Check every line of the material below for the string "html", and return the ones that have it.

--- START OF Provided material ---

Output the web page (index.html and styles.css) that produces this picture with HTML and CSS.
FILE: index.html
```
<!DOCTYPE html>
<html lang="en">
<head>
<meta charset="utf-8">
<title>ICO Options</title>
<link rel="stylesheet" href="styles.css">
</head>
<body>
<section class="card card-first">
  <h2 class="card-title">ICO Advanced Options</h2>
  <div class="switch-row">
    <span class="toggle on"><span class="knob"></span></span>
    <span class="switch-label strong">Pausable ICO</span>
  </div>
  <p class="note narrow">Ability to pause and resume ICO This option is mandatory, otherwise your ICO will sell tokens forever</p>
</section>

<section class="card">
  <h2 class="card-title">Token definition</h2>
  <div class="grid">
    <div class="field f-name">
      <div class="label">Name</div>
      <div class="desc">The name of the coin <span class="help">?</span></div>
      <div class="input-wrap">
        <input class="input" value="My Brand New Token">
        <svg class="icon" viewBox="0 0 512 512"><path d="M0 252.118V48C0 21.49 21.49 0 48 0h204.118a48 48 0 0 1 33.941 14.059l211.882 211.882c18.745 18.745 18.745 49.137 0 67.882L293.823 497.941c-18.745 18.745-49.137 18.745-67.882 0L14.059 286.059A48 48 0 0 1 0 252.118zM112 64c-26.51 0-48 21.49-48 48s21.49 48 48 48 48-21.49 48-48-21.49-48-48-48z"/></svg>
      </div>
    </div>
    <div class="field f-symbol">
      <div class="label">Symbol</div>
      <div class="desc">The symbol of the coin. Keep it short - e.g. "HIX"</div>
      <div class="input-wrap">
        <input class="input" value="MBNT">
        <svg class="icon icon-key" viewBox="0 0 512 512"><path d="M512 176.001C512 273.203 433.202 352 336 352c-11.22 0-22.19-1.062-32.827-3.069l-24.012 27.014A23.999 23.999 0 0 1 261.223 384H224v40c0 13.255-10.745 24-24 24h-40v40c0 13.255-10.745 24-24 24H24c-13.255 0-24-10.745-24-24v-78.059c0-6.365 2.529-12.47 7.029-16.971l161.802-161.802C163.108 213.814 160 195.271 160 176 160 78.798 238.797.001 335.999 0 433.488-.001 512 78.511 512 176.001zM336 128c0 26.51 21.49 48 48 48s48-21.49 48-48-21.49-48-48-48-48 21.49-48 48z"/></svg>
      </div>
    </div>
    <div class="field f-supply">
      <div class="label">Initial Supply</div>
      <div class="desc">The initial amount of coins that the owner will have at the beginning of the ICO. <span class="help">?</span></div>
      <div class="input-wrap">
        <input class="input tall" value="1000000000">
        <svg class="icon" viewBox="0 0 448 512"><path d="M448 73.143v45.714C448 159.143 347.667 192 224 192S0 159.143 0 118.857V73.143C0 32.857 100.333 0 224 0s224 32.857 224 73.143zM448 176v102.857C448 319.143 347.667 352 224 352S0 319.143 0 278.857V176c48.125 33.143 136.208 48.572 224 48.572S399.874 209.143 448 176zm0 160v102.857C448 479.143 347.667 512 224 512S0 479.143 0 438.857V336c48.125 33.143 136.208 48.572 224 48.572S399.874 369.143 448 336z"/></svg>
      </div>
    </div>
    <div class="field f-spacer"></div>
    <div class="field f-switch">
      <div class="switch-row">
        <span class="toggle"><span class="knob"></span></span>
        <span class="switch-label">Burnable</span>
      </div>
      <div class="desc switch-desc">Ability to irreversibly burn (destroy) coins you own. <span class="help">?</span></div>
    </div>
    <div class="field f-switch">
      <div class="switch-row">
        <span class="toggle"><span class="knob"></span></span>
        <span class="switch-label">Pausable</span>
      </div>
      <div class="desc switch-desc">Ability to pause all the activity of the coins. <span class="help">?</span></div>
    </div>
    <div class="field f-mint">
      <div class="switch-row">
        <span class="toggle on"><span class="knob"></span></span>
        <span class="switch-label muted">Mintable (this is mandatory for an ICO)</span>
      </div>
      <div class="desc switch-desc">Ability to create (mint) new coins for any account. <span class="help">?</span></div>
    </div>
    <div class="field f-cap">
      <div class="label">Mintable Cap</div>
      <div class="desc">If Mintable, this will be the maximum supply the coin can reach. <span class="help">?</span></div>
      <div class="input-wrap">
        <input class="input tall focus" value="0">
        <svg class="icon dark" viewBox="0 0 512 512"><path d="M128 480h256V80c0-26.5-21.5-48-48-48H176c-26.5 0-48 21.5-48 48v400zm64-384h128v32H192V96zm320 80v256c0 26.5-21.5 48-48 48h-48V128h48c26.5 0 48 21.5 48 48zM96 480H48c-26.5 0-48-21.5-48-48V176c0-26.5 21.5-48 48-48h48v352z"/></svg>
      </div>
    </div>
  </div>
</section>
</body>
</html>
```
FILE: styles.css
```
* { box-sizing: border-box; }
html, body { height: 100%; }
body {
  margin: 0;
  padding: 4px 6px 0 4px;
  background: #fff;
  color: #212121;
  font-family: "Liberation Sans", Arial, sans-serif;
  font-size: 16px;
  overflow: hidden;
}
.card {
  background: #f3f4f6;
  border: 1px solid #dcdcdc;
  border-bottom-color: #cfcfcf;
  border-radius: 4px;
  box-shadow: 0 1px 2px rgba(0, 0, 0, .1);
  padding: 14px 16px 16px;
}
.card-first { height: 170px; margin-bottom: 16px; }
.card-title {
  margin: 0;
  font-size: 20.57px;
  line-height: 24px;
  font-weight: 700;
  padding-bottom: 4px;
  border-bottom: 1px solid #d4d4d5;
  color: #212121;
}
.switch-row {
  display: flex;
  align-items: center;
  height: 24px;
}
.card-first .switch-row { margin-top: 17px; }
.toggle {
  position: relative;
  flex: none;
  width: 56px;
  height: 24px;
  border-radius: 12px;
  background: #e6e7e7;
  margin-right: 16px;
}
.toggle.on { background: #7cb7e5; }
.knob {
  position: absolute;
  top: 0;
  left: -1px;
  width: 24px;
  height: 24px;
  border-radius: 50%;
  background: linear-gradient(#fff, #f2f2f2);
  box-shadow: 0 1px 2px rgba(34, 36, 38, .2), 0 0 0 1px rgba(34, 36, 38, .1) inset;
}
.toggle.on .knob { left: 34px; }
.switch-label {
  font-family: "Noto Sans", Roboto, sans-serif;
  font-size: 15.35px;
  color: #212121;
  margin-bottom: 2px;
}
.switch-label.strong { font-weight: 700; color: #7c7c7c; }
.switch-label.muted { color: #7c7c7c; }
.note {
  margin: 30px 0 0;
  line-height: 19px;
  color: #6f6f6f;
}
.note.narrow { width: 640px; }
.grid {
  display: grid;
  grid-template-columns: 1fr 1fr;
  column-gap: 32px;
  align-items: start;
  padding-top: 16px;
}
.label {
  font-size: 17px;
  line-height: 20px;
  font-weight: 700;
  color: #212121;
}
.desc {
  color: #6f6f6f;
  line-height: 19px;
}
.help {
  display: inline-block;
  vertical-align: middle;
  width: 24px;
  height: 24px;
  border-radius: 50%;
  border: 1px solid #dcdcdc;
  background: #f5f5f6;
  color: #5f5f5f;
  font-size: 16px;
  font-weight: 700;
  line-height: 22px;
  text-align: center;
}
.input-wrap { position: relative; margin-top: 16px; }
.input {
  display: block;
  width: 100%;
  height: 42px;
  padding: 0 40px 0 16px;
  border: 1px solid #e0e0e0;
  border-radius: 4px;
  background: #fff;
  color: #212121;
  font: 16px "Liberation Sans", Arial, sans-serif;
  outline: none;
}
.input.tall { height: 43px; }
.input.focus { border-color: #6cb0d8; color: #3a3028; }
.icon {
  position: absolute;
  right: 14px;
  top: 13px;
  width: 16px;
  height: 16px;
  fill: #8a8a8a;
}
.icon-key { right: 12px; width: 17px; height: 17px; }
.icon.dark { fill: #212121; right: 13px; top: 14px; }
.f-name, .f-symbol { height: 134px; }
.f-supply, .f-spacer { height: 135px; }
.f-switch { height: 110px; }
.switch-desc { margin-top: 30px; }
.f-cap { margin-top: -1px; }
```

--- END OF Provided material ---

Task result:
Output the web page (index.html and styles.css) that produces this picture with HTML and CSS.
FILE: index.html
<!DOCTYPE html>
<html lang="en">
</html>
html, body { height: 100%; }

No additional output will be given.